Canada’s education ranked third globally
Students often look to the Maclean’s Magazine rankings, released annually as a barometer for the quality of an institution’s education and as a way to navigate the confusion of post-secondary school selection.
Now, with a new ranking released by Universitas 21 (U21), it is possible to see how Canada as a whole compares to other countries internationally on the basis of its higher-education systems.
Canada demonstrated impressive results in the evaluation, ranking third overall with a score of 82.8 behind Sweden, with 83.6, and the United States in first place with 100.
Helen Pennant, the special advisor to the president and executive director: international for the University of British Columbia, and one of two Canadian representatives to U21, acknowledged the benefits of the research-intensive ranking.
“Being a member of an international network like U21 is all about finding out what other universities are doing, and how they relate to their national systems, exchanging best practices,” she said.
“So having any information which sort of makes sense of that data is useful.”
Countries were evaluated based on resources and output, in which Canada ranked highly, as well as connectivity and environment, where it was positioned considerably lower.
These four categories encompass twenty different measures, including number of international students, investments made by the government and private sector and diversity of opportunities available among other qualifications.
There has been some criticism towards the adequacy of the categories used to determine the rankings.
Things such as tuition costs and class sizes, currently highly contentious issues in Canada, were not used as a measure of a country’s quality of education.
According to Pennant, this is simply an unavoidable reality for any research project. “Any survey is incomplete, isn’t it?” she considered.
“The researchers have obviously tried to get measures which can be applied across the board in the broadest sense.”
Zachary Dayler, the national director of the Canadian Alliance of Student Associations (CASA) believes that rankings in general must be looked at with a critical eye.
“For me, the rankings are kind of a false perception adding to what is incredibly difficult for young people to navigate,” Dayler argued.

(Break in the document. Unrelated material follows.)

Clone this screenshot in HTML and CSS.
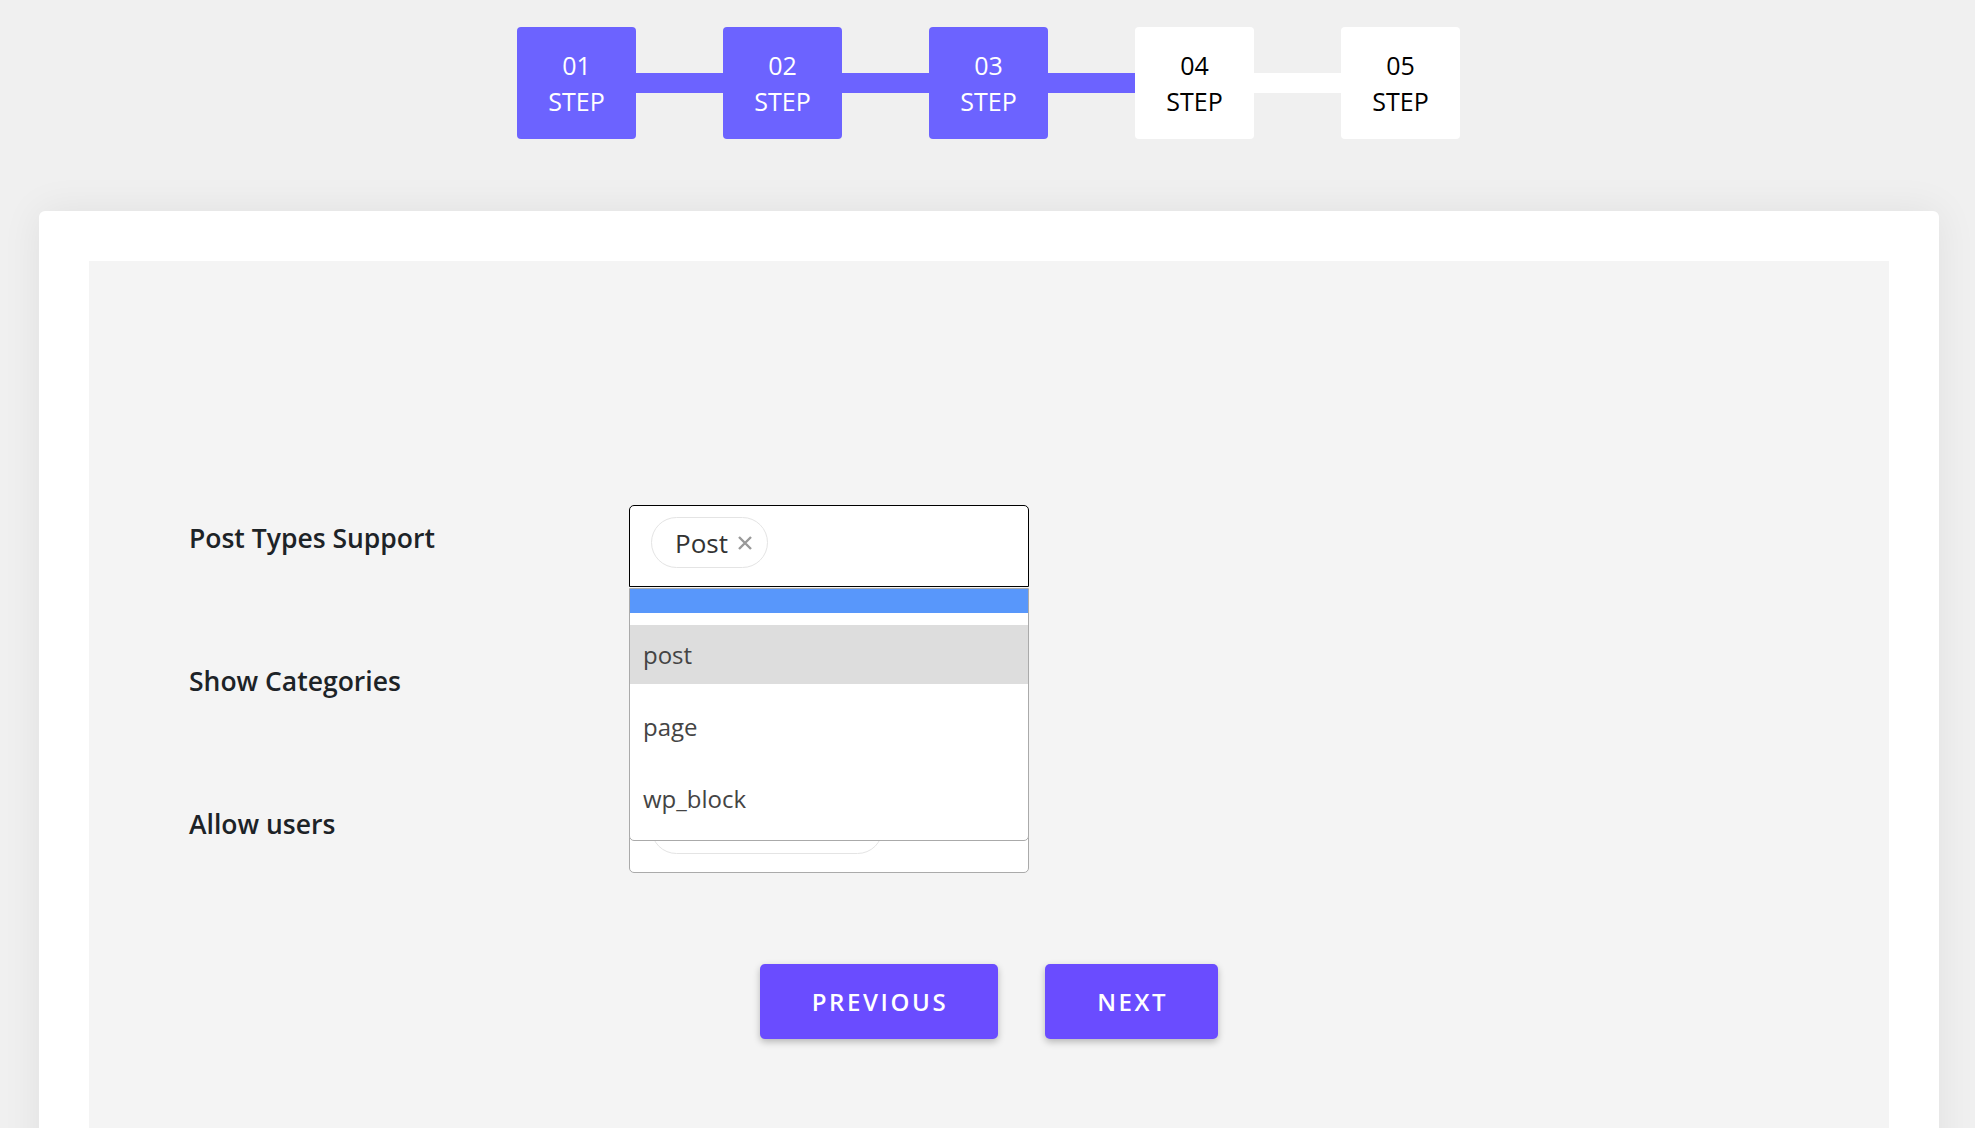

“There’s value to them, but… if people don’t know how to interpret them or don’t know what’s included in a specific metric, it’s not doing anything for those it needs to do something for.”

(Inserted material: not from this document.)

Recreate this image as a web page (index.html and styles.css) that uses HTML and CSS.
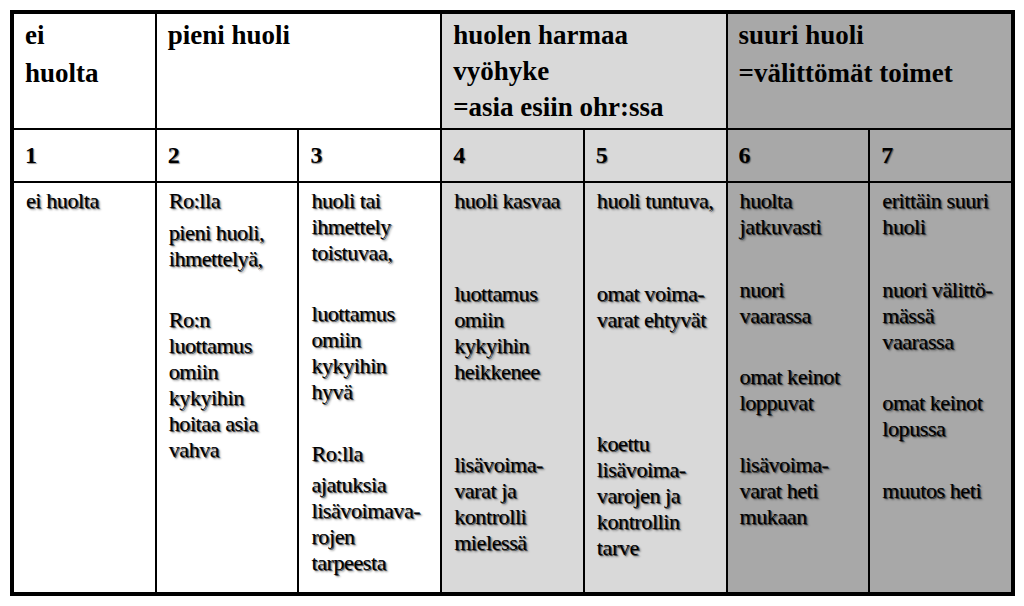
FILE: index.html
```html
<!DOCTYPE html>
<html>
<head>
<meta charset="utf-8">
<title>Huolen vyöhykkeet</title>
<link rel="stylesheet" href="styles.css">
</head>
<body>
<div class="chart">
  <div class="cell head white"><p>ei<br>huolta</p></div>
  <div class="cell head white span2"><p>pieni huoli</p></div>
  <div class="cell head light span2 head-grey"><p>huolen harmaa<br>vyöhyke<br>=asia esiin ohr:ssa</p></div>
  <div class="cell head dark span2"><p>suuri huoli<br>=välittömät toimet</p></div>

  <div class="cell num white"><p>1</p></div>
  <div class="cell num white"><p>2</p></div>
  <div class="cell num white"><p>3</p></div>
  <div class="cell num light"><p>4</p></div>
  <div class="cell num light"><p>5</p></div>
  <div class="cell num dark"><p>6</p></div>
  <div class="cell num dark"><p>7</p></div>

  <div class="cell txt white">
    <p>ei huolta</p>
  </div>
  <div class="cell txt white">
    <p>Ro:lla</p>
    <p class="g6">pieni huoli,<br>ihmettelyä,</p>
    <p class="g35">Ro:n<br>luottamus<br>omiin<br>kykyihin<br>hoitaa asia<br>vahva</p>
  </div>
  <div class="cell txt white">
    <p>huoli tai<br>ihmettely<br>toistuvaa,</p>
    <p class="g35">luottamus<br>omiin<br>kykyihin<br>hyvä</p>
    <p class="g36">Ro:lla</p>
    <p class="g5">ajatuksia<br>lisävoimava-<br>rojen<br>tarpeesta</p>
  </div>
  <div class="cell txt light">
    <p>huoli kasvaa</p>
    <p class="g67">luottamus<br>omiin<br>kykyihin<br>heikkenee</p>
    <p class="g67">lisävoima-<br>varat ja<br>kontrolli<br>mielessä</p>
  </div>
  <div class="cell txt light">
    <p>huoli tuntuva,</p>
    <p class="g67">omat voima-<br>varat ehtyvät</p>
    <p class="g98">koettu<br>lisävoima-<br>varojen ja<br>kontrollin<br>tarve</p>
  </div>
  <div class="cell txt dark">
    <p>huolta<br>jatkuvasti</p>
    <p class="g37">nuori<br>vaarassa</p>
    <p class="g35">omat keinot<br>loppuvat</p>
    <p class="g36">lisävoima-<br>varat heti<br>mukaan</p>
  </div>
  <div class="cell txt dark">
    <p>erittäin suuri<br>huoli</p>
    <p class="g37">nuori välittö-<br>mässä<br>vaarassa</p>
    <p class="g35">omat keinot<br>lopussa</p>
    <p class="g36">muutos heti</p>
  </div>
</div>
</body>
</html>
```

FILE: styles.css
```css
html {
  margin: 0;
  padding: 0;
}

body {
  margin: 0;
  padding: 0;
  background: #ffffff;
  color: #000;
  font-family: "Liberation Serif", serif;
}

.chart {
  margin: 10px 0 0 10px;
  width: 997px;
  padding: 4px;
  background: #000;
  display: grid;
  grid-template-columns: repeat(7, 1fr);
  grid-template-rows: 114px 51px 409px;
  gap: 2px;
}

.cell {
  padding-left: 11px;
  padding-right: 4px;
  box-sizing: border-box;
  overflow: hidden;
}

.cell p {
  margin: 0;
  white-space: nowrap;
  font-family: "Liberation Serif", serif;
}

.white { background: #ffffff; }
.light { background: #d9d9d9; }
.dark  { background: #a8a8a8; }

.span2 { grid-column: span 2; }

.head p {
  font-weight: bold;
  font-size: 27px;
  line-height: 38px;
  padding-top: 2px;
}

.head-grey p {
  line-height: 36px;
  padding-top: 3px;
}

.num p {
  font-weight: bold;
  font-size: 24px;
  line-height: 51px;
  text-shadow: 1px 1px 1px rgba(0, 0, 0, 0.45);
}

.txt {
  padding-top: 5px;
  padding-left: 12px;
}

.txt p {
  font-size: 22px;
  line-height: 26px;
  letter-spacing: -0.4px;
  text-shadow: 1px 1px 0 rgba(0, 0, 0, 0.6), 2px 2px 2px rgba(0, 0, 0, 0.4);
}

.txt .g5  { margin-top: 5px; }
.txt .g6  { margin-top: 6px; }
.txt .g35 { margin-top: 35px; }
.txt .g36 { margin-top: 36px; }
.txt .g37 { margin-top: 37px; }
.txt .g67 { margin-top: 67px; }
.txt .g98 { margin-top: 98px; }
```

Pennant felt that the comparison of nations, rather than particular universities, provided a unique perspective through which to evaluate post-secondary education.
“I think it’s quite helpful for students who are considering going abroad for studying or research,” she countered. “Nobody should rely on just one ranking to make a decision.”
While the results may be an eye-opener for governments on the type of education systems they are creating, the ranking does have the potential to be one of many tools utilized by students when determining which school, or which country, is best-suited to host their journey through higher education.
“At the end of the day, the people that matter in post-secondary education are students,” Dayler concluded. “Those are the people that need to benefit from it, those are the people that are making the investment, and they need to get that return on their investment.”